Written exercise:
In the listing below, find every line containing "React" and copy it out.

═════ Data segment ═════

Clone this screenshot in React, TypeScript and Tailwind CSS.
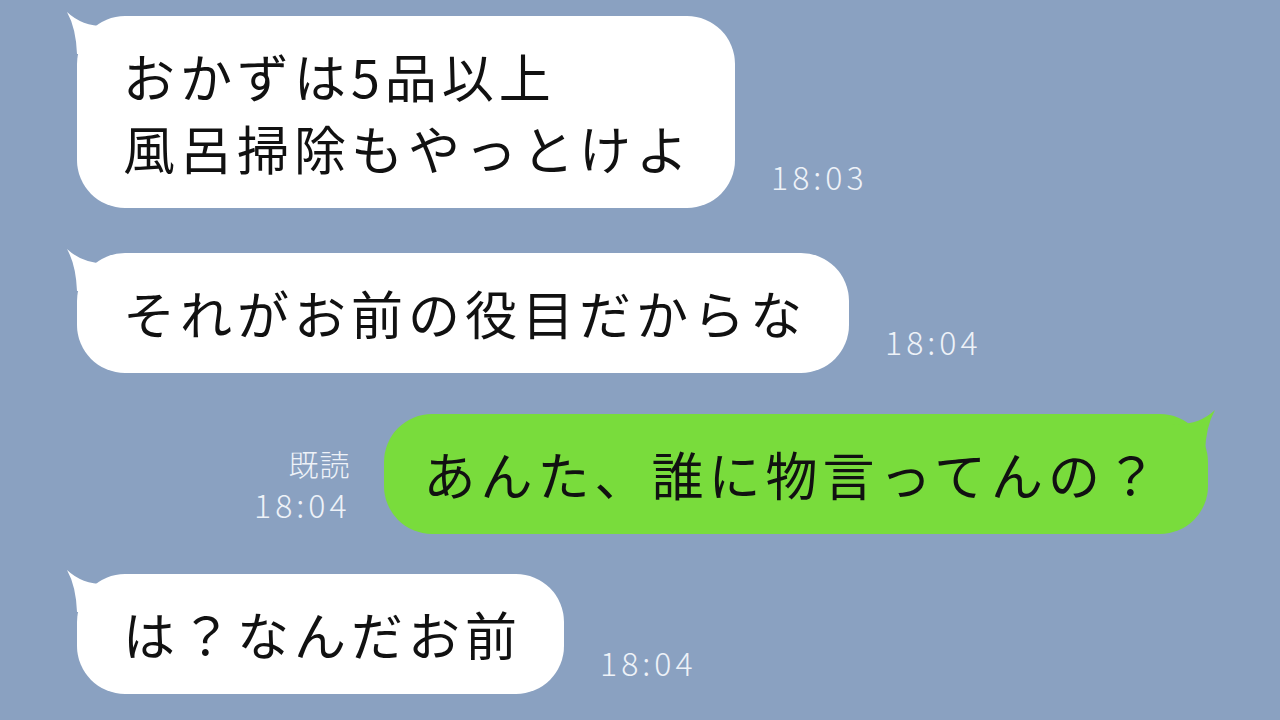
import React from 'react';

type Msg = {
  id: number;
  mine: boolean;
  lines: string[];
  time: string;
  read?: boolean;
};

const MESSAGES: Msg[] = [
  { id: 1, mine: false, lines: ['おかずは5品以上', '風呂掃除もやっとけよ'], time: '18:03' },
  { id: 2, mine: false, lines: ['それがお前の役目だからな'], time: '18:04' },
  { id: 3, mine: true, lines: ['あんた、誰に物言ってんの？'], time: '18:04', read: true },
  { id: 4, mine: false, lines: ['は？なんだお前'], time: '18:04' },
];

// gap above each row, taken from the screenshot
const ROW_GAPS = ['mt-0', 'mt-[45px]', 'mt-[41px]', 'mt-[40px]'];

function Tail({ mine }: { mine: boolean }) {
  return (
    <svg
      width="50"
      height="50"
      viewBox="0 0 50 50"
      className={`absolute top-[-6px] ${mine ? 'right-[-10px] -scale-x-100' : 'left-[-13px]'}`}
    >
      <path
        d="M3 2 Q12 18 13 44 L46 44 L46 16 Q20 18 3 2 Z"
        fill={mine ? '#79dc3c' : '#ffffff'}
      />
    </svg>
  );
}

function Bubble({ msg }: { msg: Msg }) {
  return (
    <div
      className={`relative rounded-[48px] py-[24px] text-[52px] leading-[72px] tracking-[5px] text-[#111] whitespace-nowrap ${
        msg.mine ? 'bg-[#79dc3c] pl-[40px] pr-[46px]' : 'bg-white pl-[46px] pr-[42px]'
      }`}
    >
      <Tail mine={msg.mine} />
      <div className="relative">
        {msg.lines.map((line) => (
          <div key={line}>{line}</div>
        ))}
      </div>
    </div>
  );
}

function Meta({ msg }: { msg: Msg }) {
  if (msg.read) {
    return (
      <div className="flex flex-col items-end mb-[14px] text-[#eef2f8] font-light">
        <span className="text-[30px] leading-none tracking-[1px]">既読</span>
        <span className="mt-[10px] text-[32px] leading-none tracking-[4px]">{msg.time}</span>
      </div>
    );
  }
  return (
    <span className="mb-[16px] text-[32px] leading-none tracking-[4px] font-light text-[#eef2f8]">
      {msg.time}
    </span>
  );
}

export default function App() {
  return (
    <div className="w-[1280px] h-[720px] overflow-hidden bg-[#8aa1c1] pt-[16px] font-['Noto_Sans_CJK_JP','Noto_Sans',sans-serif]">
      <div className="flex flex-col">
        {MESSAGES.map((msg, i) =>
          msg.mine ? (
            <div key={msg.id} className={`flex items-end justify-end gap-[33px] pr-[72px] ${ROW_GAPS[i]}`}>
              <Meta msg={msg} />
              <Bubble msg={msg} />
            </div>
          ) : (
            <div key={msg.id} className={`flex items-end gap-[36px] pl-[77px] ${ROW_GAPS[i]}`}>
              <Bubble msg={msg} />
              <Meta msg={msg} />
            </div>
          )
        )}
      </div>
    </div>
  );
}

═════

Solution to the exercise:
Clone this screenshot in React, TypeScript and Tailwind CSS.
import React from 'react';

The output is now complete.